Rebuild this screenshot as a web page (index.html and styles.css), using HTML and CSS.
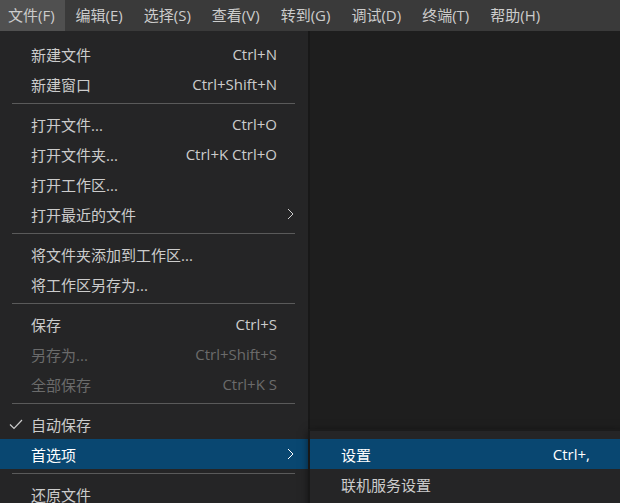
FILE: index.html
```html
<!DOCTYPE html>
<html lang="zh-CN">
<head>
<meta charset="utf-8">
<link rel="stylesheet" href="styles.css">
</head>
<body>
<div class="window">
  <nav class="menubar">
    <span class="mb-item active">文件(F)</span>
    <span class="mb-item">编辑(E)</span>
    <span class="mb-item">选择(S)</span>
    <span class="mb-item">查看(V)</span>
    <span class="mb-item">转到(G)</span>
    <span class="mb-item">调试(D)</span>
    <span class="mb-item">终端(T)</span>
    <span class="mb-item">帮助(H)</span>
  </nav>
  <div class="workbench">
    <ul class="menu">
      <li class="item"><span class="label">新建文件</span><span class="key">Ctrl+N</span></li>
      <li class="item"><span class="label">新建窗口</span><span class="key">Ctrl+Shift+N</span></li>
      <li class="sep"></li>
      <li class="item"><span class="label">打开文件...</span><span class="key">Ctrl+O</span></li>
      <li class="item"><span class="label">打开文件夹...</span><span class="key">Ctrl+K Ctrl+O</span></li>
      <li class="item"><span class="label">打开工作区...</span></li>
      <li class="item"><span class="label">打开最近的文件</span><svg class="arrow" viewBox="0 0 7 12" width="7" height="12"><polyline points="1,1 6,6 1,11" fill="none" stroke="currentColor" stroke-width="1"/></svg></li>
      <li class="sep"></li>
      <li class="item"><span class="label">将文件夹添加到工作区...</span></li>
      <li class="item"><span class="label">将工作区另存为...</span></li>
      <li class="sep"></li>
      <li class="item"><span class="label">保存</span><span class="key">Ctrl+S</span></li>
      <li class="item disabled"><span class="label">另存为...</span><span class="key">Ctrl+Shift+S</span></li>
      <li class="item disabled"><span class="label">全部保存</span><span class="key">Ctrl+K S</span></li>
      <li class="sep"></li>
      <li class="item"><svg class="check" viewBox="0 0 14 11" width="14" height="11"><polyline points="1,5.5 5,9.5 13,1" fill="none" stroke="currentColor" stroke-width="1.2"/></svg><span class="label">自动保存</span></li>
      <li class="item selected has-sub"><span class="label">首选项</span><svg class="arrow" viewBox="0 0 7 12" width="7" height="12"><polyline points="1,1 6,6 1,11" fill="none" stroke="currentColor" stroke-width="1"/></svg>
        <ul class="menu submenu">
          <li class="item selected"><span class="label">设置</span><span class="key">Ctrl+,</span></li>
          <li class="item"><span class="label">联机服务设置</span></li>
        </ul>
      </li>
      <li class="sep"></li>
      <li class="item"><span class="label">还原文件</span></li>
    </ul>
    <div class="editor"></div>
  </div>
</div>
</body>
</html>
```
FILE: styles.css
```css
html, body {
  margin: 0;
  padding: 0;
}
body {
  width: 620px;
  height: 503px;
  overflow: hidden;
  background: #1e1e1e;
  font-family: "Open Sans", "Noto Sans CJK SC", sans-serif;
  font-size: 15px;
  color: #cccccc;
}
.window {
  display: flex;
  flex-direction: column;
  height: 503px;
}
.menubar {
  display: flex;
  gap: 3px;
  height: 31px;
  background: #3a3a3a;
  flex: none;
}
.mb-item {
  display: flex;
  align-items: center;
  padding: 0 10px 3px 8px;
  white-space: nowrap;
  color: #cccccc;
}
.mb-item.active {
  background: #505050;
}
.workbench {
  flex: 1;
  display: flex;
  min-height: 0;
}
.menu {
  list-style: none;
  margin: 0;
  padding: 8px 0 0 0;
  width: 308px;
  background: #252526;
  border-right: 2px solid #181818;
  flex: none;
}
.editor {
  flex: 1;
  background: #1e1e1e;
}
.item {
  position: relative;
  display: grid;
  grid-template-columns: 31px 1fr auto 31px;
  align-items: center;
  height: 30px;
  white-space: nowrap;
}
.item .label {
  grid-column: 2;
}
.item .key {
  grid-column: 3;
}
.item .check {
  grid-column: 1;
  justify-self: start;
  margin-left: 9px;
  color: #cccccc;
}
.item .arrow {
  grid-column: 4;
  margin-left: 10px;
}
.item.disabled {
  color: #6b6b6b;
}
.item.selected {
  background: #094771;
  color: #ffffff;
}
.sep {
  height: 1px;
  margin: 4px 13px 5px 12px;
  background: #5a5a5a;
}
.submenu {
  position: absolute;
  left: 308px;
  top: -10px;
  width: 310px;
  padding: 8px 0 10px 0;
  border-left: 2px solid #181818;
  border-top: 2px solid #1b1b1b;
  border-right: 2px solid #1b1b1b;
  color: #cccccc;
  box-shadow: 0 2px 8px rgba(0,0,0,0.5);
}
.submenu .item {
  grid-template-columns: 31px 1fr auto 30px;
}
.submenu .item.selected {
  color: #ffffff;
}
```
....
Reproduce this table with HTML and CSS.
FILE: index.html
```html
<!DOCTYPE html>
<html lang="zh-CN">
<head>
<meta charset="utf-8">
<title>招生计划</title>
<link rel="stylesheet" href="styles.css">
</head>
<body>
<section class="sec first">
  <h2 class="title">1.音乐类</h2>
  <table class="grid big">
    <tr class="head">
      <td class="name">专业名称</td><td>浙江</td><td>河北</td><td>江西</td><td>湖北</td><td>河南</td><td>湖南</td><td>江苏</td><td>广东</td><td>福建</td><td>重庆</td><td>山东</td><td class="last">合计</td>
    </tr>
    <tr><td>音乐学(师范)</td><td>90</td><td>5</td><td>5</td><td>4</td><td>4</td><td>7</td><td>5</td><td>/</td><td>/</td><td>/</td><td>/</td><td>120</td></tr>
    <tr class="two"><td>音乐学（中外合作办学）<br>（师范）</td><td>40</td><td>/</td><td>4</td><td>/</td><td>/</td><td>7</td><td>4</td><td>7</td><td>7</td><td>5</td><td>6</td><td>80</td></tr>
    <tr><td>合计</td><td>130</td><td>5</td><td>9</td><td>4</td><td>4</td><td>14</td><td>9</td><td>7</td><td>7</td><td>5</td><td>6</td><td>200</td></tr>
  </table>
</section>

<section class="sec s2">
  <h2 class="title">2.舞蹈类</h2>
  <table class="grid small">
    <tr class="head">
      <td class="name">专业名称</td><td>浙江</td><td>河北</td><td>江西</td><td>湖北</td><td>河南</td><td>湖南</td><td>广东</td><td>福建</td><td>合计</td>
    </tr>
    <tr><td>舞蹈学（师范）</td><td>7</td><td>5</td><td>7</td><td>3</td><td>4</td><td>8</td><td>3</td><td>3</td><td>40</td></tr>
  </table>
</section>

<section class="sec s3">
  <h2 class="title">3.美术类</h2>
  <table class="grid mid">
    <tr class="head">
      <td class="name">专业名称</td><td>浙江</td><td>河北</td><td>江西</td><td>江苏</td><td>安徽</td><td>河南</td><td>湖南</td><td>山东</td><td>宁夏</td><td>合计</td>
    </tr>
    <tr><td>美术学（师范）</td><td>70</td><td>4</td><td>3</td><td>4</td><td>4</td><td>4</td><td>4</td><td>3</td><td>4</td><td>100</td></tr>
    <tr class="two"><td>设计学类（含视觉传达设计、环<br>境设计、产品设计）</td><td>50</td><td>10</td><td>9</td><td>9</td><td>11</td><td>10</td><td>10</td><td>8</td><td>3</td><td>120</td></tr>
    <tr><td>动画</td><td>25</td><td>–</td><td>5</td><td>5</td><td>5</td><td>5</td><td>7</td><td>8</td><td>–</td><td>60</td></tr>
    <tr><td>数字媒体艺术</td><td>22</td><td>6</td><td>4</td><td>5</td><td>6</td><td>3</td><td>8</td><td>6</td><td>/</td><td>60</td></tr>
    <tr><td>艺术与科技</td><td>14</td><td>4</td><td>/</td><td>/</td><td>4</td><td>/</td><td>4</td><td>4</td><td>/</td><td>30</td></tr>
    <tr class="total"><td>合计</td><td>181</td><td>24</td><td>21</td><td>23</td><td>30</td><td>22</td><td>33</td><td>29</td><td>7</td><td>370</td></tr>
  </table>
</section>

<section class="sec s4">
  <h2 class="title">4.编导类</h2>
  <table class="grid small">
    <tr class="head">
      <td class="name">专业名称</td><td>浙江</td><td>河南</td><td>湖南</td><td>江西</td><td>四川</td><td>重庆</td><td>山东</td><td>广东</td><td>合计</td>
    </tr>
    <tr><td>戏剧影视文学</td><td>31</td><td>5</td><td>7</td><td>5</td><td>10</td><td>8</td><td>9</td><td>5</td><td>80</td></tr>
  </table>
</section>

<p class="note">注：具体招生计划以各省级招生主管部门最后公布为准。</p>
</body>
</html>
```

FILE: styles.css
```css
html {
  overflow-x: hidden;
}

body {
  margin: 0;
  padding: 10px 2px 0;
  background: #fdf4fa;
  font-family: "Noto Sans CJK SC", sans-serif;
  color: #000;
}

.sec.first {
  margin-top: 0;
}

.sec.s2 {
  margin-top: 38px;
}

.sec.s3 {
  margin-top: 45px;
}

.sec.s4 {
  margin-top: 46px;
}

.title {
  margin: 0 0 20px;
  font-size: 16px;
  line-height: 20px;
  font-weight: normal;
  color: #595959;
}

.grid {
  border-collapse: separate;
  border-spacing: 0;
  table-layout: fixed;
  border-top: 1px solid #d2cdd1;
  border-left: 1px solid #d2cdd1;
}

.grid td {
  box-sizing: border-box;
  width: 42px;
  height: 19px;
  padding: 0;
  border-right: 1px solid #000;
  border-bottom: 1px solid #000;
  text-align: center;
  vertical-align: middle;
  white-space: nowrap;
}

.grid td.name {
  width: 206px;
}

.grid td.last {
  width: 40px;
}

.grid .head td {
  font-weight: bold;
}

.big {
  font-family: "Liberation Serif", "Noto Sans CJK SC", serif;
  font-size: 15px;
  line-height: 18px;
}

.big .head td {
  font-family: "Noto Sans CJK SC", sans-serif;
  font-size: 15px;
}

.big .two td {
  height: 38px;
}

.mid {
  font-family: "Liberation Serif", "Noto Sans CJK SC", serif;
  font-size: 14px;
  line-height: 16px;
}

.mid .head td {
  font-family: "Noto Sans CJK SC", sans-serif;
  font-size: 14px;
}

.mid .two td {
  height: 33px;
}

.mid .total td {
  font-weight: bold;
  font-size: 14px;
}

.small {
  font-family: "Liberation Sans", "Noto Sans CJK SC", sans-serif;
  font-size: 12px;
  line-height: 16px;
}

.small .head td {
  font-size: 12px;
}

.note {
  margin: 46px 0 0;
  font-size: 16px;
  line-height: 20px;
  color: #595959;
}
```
....
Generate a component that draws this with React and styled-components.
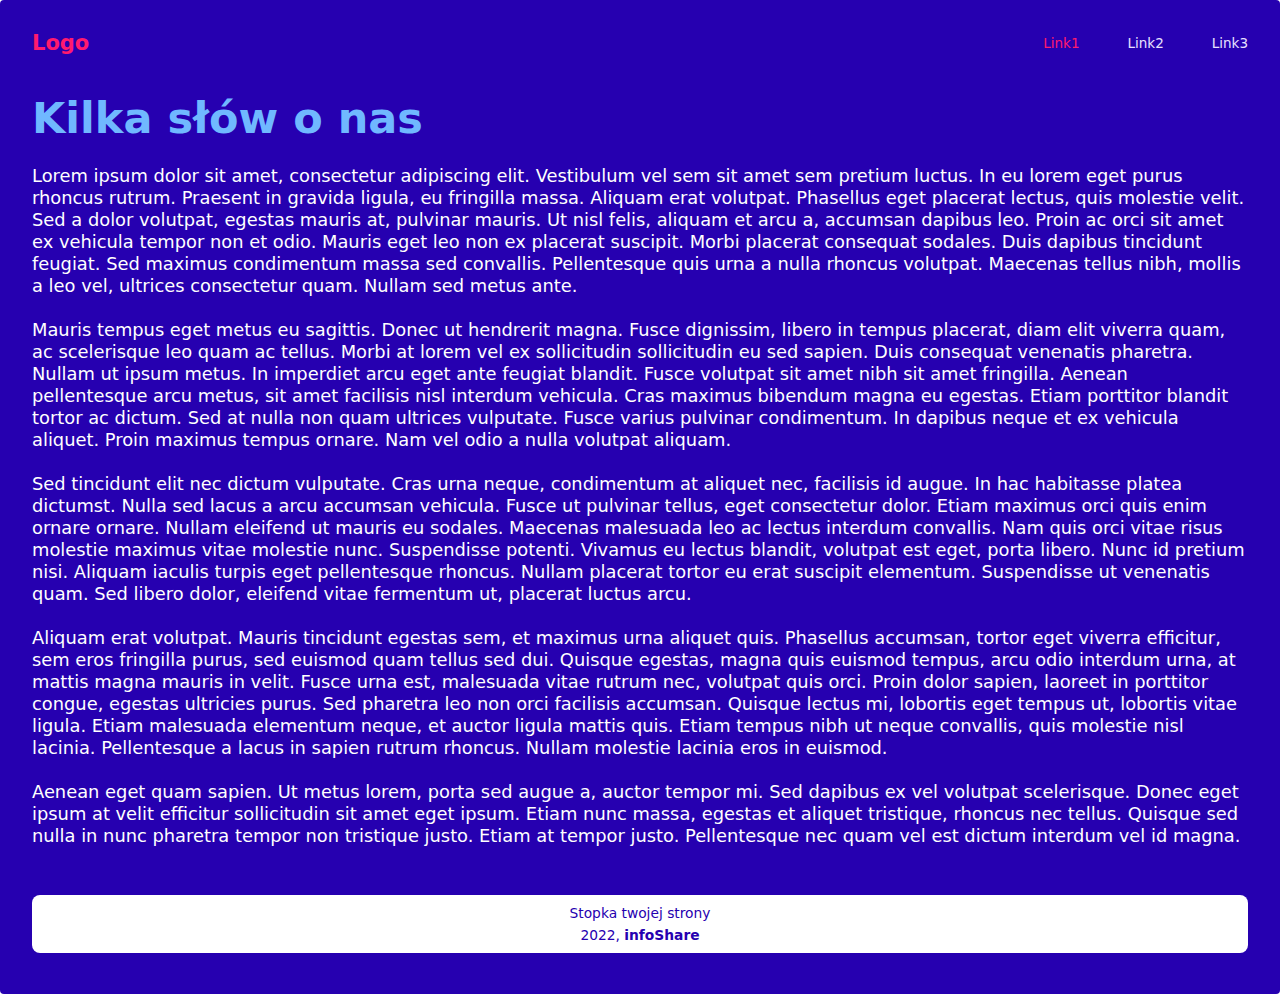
....
Problem details - Which lines contain "with"? Copy each of them.

Exercise response -
Reproduce this table with HTML and CSS.
Generate a component that draws this with React and styled-components.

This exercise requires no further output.